I don’t understand how I can make something simple as draw a line from my character, to the mouse cursor and continue drawing the line 5000 units further. It’s impossible.

Every time I find a tutorial or something it’s completely different from what I’m doing.
I’ve tried it once before a TopDown prototype where I wanted to draw (yet another) laser, Magicka style.

I just don’t understand.

you need debug line or gameplay one
for gameplay look for beam emitter

you can specify the source, target and tangents if you want the line to have some fancy form

I have a debug line, but its angle is off

I see 2 line traces in your BP but there are actually 3 line traces shown in your image so it is a bit hard to narrow down without more information.

In your image of the game, there is a line trace that appears to be going from the character to the correct mouse location. What part of your script is generating that trace? You need to isolate to that part and make sure that part is being used for the reflection.

I use only line trace to show where I am aiming (dunno how to make a drawn dotted line from player to mouse cursor).

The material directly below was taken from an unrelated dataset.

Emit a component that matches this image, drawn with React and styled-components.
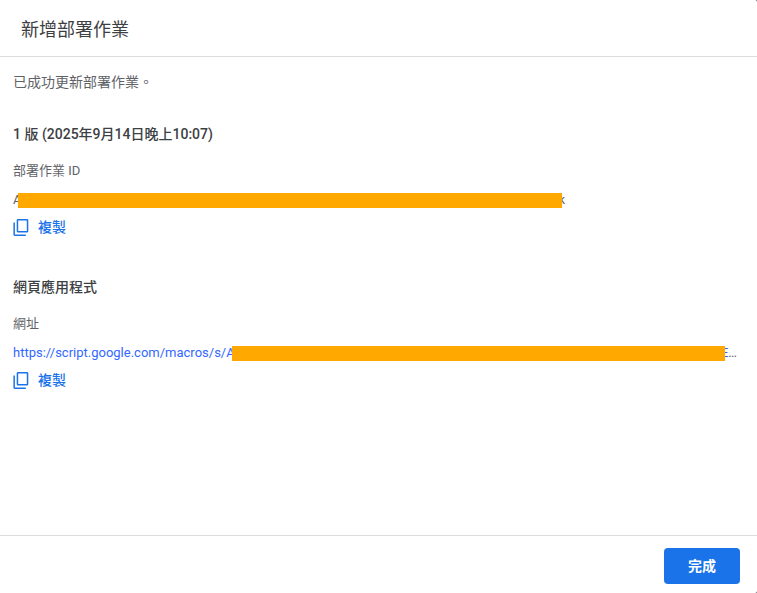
import React from 'react';
import styled, { createGlobalStyle } from 'styled-components';

const App = () => {
   return (
      <>
         <GlobalStyle />
         <StyledDialog role="dialog" aria-labelledby="dialog-title">
            <StyledHeader>
               <h1 id="dialog-title">新增部署作業</h1>
            </StyledHeader>
            <StyledContent>
               <StyledMessage>已成功更新部署作業。</StyledMessage>
               <StyledSection>
                  <StyledHeading>1 版 (2025年9月14日晚上10:07)</StyledHeading>
                  <StyledLabel>部署作業 ID</StyledLabel>
                  <StyledValue>
                     <span>A</span>
                     <StyledRedaction $width="544px" />
                     <span>k</span>
                  </StyledValue>
                  <CopyButton />
               </StyledSection>
               <StyledSection>
                  <StyledHeading>網頁應用程式</StyledHeading>
                  <StyledLabel>網址</StyledLabel>
                  <StyledValue>
                     <StyledLink href="https://script.google.com/macros/s/">
                        <span>https://script.google.com/macros/s/A</span>
                        <StyledRedaction />
                        <span>E</span>
                     </StyledLink>
                     <span>…</span>
                  </StyledValue>
                  <CopyButton />
               </StyledSection>
            </StyledContent>
            <StyledFooter>
               <StyledDone type="button">完成</StyledDone>
            </StyledFooter>
         </StyledDialog>
      </>
   )
}

const CopyButton = () => (
   <StyledCopy type="button">
      <svg width="18" height="18" viewBox="0 0 18 18" fill="currentColor" aria-hidden="true">
         <path fillRule="evenodd" d="M5 1h9a1.300 1.300 0 0 1 1.300 1.300v11A1.300 1.300 0 0 1 14 14.600H5a1.300 1.300 0 0 1-1.300-1.300v-11A1.300 1.300 0 0 1 5 1zm.2 1.500v10.600h8.600V2.500z" />
         <path d="M.4 4.500h1.500v11.900H12.800v1.500H1.700A1.300 1.300 0 0 1 .4 16.600z" />
      </svg>
      複製
   </StyledCopy>
)

const GlobalStyle = createGlobalStyle`
   * {
      box-sizing: border-box;
   }

   body {
      margin: 0;
      background: #5f6368;
      color: #3c4043;
      font-family: Roboto, "Noto Sans CJK TC", sans-serif;
   }

   h1, h2, p {
      margin: 0;
   }

   button {
      border: 0;
      font-family: inherit;
      cursor: pointer;
   }
`;

const StyledDialog = styled.div`
   display: flex;
   flex-direction: column;
   min-height: 100vh;
   background: #fff;
   border-radius: 0 2px 2px 0;
`;

const StyledHeader = styled.header`
   padding: 18px 21px 14px;
   border-bottom: 1px solid #dadce0;

   h1 {
      font-size: 18px;
      font-weight: 400;
      line-height: 24px;
   }
`;

const StyledContent = styled.main`
   flex: 1;
   padding: 15px 20px 16px 13px;
`;

const StyledMessage = styled.p`
   color: #5f6368;
   font-size: 14px;
   line-height: 20px;
`;

const StyledSection = styled.section`
   padding-top: 32px;

   & + & {
      padding-top: 40px;
   }
`;

const StyledHeading = styled.h2`
   font-size: 14px;
   font-weight: 500;
   line-height: 20px;
`;

const StyledLabel = styled.p`
   margin-top: 17px;
   color: #5f6368;
   font-size: 13px;
   line-height: 20px;
`;

const StyledValue = styled.p`
   display: flex;
   margin-top: 9px;
   color: #5f6368;
   font-size: 13px;
   line-height: 20px;
`;

const StyledLink = styled.a`
   display: flex;
   flex: 1;
   color: #3367ff;
   text-decoration: none;
`;

const StyledRedaction = styled.span`
   position: relative;
   z-index: 1;
   flex: ${({ $width }) => $width ? `0 1 ${$width}` : '1'};
   align-self: center;
   height: 15px;
   margin: 0 -4px 0 -3px;
   background: #ffa900;
`;

const StyledCopy = styled.button`
   display: flex;
   align-items: center;
   gap: 7px;
   margin-top: 7px;
   padding: 0;
   background: none;
   color: #1a73e8;
   font-size: 14px;
   font-weight: 500;
   line-height: 20px;
`;

const StyledFooter = styled.footer`
   display: flex;
   justify-content: flex-end;
   padding: 12px 17px 9px;
   border-top: 1px solid #dadce0;
`;

const StyledDone = styled.button`
   height: 36px;
   padding: 0 24px 3px;
   border-radius: 4px;
   background: #1a73e8;
   color: #fff;
   font-size: 14px;
   font-weight: 700;
`;

export default App;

The other lines are where I attack.

When the player attacks the laser should continue until it hits something and then bounce until it has reached max # bounces.
That’s why I need to the laser to continue past the mouse cursor, otherwise it stops at it.
Like shooting a projectile that bounces endlessly until it hits something and bounces until it has reached max # bounces.

Aiming only:
linetrace_aim.png

When I press attack, the angle is way off:
linetrace_aim.png

Here’s the blueprint:
linetrace_attack.png

edit, previous suggestion was not correct

Looks like your 1st line trace is trying to ‘project’ the line by multiplying by 5000, but that is an actual world space location you are tracing to. You do not need to multiply that by 5000 there.

Also you may need to convert the position into a vector before doing “Mirror vector by normal”. That vector can just be Normalize(Start - End). Then you mirror that, and then multiply the result of the mirrored vector by 5000 (or whatever your max length it)

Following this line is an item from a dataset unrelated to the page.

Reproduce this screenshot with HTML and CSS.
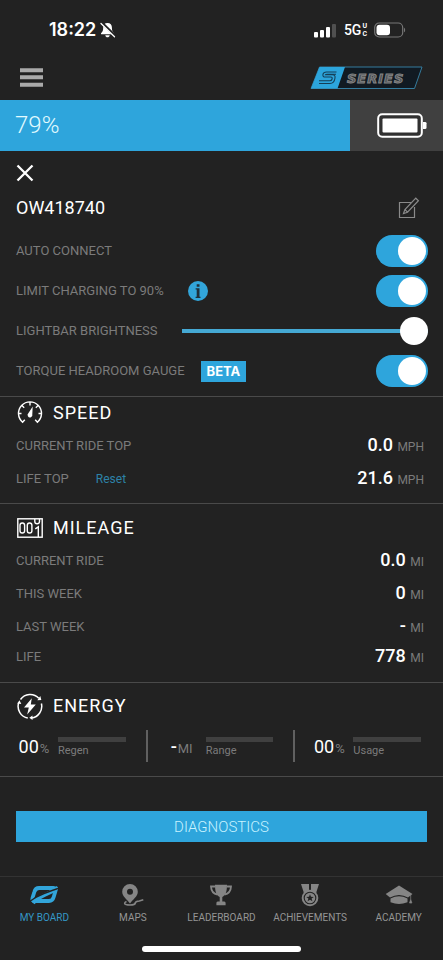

I don’t understand well what are you trying to achieve , here is my comprehension :
You want to fire a laser in a direction and it will bounce from wall to wall ?
It will bounce continuously until it hits a player or the laser has a certain lifetime?

The first attack linetrace expects a start and an end:
Start - where the player is
End - where the mouse cursor is

But if I’m not aiming at a wall (as you can see in the example images in my previous post) the linetrace just stops, i.e: nothing happens, it doesn’t bounce anywhere.
That’s why I thought I’d increase the End point by multiplying by 5000 would help the linetrace hit something on the way to the end point.

I don’t quite follow what you mean, all positions are already vectors?

Players can shoot a laser.
The laser bounces on the walls, and hurts players if they are hit by the laser.

It doesn’t matter for how long the laser bounces or not, it’s just an idea of mine to have a powerup that allows the player to have their laser bounce more times before being destroyed (because it didn’t hit any players)…

If there is no hit, you need to handle that case by using the “Return Value” of the line trace. If there is no hit, then you need to set the hit point manually to be the end point. Use a “branch” node connected to the return value for that.

In terms of “vector vs direction”, what I meant is that you cannot multiply a position by 5000 in order to ‘cast’ it out. That will simply scale the position from the origin (0,0,0). To scale a position relative to another position, you need to first subtract the position you wish to scale from. Then you could multiply it by some number and then re-add it to the start position. I usually normalize to have exact control of the casting distance, since if you don’t, the scaling will be relative to how long the initial trace vector was which could cause issues in some cases. But yes, technically all positions are vectors, they just aren’t relative to your ray so they weren’t really being used as directional vectors as it appeared they were meant to be.

As I said before, you need to trace to the mouse cursor as the end point and handle the ‘no hit’ case. If you need the end point to fire offscreen, then you need to convert your position into a normalized direction vector and then you can multiply it by a large number and add it to the starting position to cast it out further. That was the Normalize(start - end) bit from my last post. Hopefully I made things less confusing not more confusing this time.